**The task**
Return the exact lines spanning from the line with "Write the React, TypeScript" through the last line of the entries, boundaries included, and no others.

**Records shown**
_ _ _ _

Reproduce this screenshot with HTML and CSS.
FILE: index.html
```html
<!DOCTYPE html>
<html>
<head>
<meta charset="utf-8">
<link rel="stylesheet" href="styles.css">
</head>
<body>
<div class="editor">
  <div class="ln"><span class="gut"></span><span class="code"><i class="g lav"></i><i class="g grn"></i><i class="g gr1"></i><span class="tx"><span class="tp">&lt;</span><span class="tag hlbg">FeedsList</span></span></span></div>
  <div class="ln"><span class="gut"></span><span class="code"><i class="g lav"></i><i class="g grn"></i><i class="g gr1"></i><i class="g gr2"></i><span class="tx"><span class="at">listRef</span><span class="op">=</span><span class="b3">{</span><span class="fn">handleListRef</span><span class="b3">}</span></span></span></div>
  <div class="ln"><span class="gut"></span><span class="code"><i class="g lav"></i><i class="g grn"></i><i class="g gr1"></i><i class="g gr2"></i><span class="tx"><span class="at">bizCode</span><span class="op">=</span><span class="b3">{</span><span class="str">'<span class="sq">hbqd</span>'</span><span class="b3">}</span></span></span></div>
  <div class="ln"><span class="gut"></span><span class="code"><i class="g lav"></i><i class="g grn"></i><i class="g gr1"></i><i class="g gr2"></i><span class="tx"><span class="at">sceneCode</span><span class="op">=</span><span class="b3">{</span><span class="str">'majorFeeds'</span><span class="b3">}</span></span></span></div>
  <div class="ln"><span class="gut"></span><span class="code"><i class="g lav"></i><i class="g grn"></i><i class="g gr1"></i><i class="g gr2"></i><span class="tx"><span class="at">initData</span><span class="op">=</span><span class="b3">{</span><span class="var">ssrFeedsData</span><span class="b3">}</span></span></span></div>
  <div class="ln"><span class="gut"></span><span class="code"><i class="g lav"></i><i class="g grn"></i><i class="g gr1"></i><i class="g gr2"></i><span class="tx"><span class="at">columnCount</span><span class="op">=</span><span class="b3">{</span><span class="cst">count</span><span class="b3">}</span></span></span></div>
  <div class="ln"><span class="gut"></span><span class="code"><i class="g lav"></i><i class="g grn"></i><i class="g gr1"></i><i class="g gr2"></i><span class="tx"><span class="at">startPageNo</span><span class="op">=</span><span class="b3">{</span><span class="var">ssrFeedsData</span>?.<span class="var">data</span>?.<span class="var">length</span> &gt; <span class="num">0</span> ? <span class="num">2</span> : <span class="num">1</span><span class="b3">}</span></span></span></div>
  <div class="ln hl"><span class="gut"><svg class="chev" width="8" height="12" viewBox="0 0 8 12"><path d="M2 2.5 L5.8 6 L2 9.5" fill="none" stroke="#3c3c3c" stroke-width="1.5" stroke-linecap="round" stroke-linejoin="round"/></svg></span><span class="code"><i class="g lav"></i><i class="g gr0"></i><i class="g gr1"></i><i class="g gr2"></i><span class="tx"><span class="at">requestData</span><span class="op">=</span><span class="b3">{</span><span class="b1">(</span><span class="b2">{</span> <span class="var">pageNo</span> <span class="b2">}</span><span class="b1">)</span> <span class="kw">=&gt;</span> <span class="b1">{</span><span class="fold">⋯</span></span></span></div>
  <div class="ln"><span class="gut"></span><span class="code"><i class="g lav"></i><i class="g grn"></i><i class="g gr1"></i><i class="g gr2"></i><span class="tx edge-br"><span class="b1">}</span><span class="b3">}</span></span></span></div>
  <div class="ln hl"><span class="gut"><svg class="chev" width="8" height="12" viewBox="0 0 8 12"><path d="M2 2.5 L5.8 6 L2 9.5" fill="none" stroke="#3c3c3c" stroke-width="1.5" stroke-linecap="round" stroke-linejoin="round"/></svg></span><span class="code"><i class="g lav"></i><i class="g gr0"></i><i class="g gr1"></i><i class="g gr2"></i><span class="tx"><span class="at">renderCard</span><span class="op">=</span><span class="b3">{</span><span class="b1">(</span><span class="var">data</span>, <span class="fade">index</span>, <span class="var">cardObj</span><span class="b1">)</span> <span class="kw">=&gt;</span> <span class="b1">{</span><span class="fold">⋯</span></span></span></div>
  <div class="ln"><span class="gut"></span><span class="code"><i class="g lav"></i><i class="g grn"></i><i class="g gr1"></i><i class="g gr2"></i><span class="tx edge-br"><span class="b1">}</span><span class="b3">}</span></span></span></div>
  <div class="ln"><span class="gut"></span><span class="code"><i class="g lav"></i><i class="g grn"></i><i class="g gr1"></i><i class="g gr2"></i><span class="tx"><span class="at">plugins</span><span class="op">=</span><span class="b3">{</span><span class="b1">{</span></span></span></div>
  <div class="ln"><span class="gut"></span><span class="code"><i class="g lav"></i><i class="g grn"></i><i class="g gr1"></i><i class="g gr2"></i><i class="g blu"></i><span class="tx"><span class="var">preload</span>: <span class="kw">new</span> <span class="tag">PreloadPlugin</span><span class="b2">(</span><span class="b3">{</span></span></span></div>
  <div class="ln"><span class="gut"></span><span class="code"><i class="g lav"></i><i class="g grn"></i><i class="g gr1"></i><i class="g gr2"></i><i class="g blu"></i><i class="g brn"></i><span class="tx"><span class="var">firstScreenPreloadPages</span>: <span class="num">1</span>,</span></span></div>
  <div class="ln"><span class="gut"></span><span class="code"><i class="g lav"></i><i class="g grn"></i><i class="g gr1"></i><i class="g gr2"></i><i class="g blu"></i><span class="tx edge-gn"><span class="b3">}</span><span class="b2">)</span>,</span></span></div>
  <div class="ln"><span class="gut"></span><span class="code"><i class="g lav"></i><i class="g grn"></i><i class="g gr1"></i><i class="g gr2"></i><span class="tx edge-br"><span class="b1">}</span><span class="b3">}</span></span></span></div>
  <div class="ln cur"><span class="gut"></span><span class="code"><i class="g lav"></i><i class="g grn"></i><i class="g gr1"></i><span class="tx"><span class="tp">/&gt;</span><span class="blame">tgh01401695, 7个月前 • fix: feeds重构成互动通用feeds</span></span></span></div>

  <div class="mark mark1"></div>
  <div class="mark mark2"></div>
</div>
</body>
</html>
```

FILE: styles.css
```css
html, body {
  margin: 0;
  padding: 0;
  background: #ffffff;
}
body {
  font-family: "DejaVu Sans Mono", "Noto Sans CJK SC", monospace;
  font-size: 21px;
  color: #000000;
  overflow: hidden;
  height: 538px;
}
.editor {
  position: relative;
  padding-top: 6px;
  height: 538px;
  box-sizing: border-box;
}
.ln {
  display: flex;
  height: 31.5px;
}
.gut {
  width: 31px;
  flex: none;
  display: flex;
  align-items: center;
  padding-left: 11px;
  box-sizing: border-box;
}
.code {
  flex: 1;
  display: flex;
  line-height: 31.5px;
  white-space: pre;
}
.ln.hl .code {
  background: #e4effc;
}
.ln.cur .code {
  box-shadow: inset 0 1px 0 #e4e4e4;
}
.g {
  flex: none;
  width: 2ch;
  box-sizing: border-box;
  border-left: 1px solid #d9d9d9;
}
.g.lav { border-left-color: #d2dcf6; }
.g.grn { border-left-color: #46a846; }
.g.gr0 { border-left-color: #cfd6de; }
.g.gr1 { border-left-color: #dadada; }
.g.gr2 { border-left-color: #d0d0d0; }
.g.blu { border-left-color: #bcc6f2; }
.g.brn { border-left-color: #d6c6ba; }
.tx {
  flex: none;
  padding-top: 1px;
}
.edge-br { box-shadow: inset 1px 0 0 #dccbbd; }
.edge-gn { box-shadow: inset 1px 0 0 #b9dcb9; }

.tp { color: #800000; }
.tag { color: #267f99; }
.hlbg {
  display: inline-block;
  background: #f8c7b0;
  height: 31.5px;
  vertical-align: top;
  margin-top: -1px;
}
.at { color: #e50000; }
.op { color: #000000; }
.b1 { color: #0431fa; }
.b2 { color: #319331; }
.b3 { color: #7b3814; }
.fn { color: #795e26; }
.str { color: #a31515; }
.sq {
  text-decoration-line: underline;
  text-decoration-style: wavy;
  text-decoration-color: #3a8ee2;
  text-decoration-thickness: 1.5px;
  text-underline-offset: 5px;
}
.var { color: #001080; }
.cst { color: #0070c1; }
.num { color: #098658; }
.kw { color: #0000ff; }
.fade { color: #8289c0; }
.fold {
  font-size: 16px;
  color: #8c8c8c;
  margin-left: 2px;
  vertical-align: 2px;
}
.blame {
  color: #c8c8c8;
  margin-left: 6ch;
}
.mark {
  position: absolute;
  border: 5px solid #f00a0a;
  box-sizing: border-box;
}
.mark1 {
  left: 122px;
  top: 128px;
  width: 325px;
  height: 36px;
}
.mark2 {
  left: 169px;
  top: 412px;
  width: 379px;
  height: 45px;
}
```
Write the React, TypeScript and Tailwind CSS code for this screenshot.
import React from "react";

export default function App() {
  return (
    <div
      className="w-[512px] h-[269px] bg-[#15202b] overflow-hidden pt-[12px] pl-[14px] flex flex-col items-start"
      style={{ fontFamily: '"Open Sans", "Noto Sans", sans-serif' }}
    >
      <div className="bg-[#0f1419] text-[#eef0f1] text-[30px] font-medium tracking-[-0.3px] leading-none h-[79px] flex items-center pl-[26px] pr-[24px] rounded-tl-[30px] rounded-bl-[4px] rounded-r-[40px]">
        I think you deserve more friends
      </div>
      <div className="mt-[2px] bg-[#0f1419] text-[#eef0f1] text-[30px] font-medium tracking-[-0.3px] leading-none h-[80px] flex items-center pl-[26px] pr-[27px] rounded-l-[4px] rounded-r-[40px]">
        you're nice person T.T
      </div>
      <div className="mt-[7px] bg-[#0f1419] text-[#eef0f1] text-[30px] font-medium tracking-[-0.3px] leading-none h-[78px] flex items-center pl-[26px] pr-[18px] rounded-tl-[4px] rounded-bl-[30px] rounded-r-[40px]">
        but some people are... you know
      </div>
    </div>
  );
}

_ _ _ _

**Finished answer**
Write the React, TypeScript and Tailwind CSS code for this screenshot.
import React from "react";

export default function App() {
  return (
    <div
      className="w-[512px] h-[269px] bg-[#15202b] overflow-hidden pt-[12px] pl-[14px] flex flex-col items-start"
      style={{ fontFamily: '"Open Sans", "Noto Sans", sans-serif' }}
    >
      <div className="bg-[#0f1419] text-[#eef0f1] text-[30px] font-medium tracking-[-0.3px] leading-none h-[79px] flex items-center pl-[26px] pr-[24px] rounded-tl-[30px] rounded-bl-[4px] rounded-r-[40px]">
        I think you deserve more friends
      </div>
      <div className="mt-[2px] bg-[#0f1419] text-[#eef0f1] text-[30px] font-medium tracking-[-0.3px] leading-none h-[80px] flex items-center pl-[26px] pr-[27px] rounded-l-[4px] rounded-r-[40px]">
        you're nice person T.T
      </div>
      <div className="mt-[7px] bg-[#0f1419] text-[#eef0f1] text-[30px] font-medium tracking-[-0.3px] leading-none h-[78px] flex items-center pl-[26px] pr-[18px] rounded-tl-[4px] rounded-bl-[30px] rounded-r-[40px]">
        but some people are... you know
      </div>
    </div>
  );
}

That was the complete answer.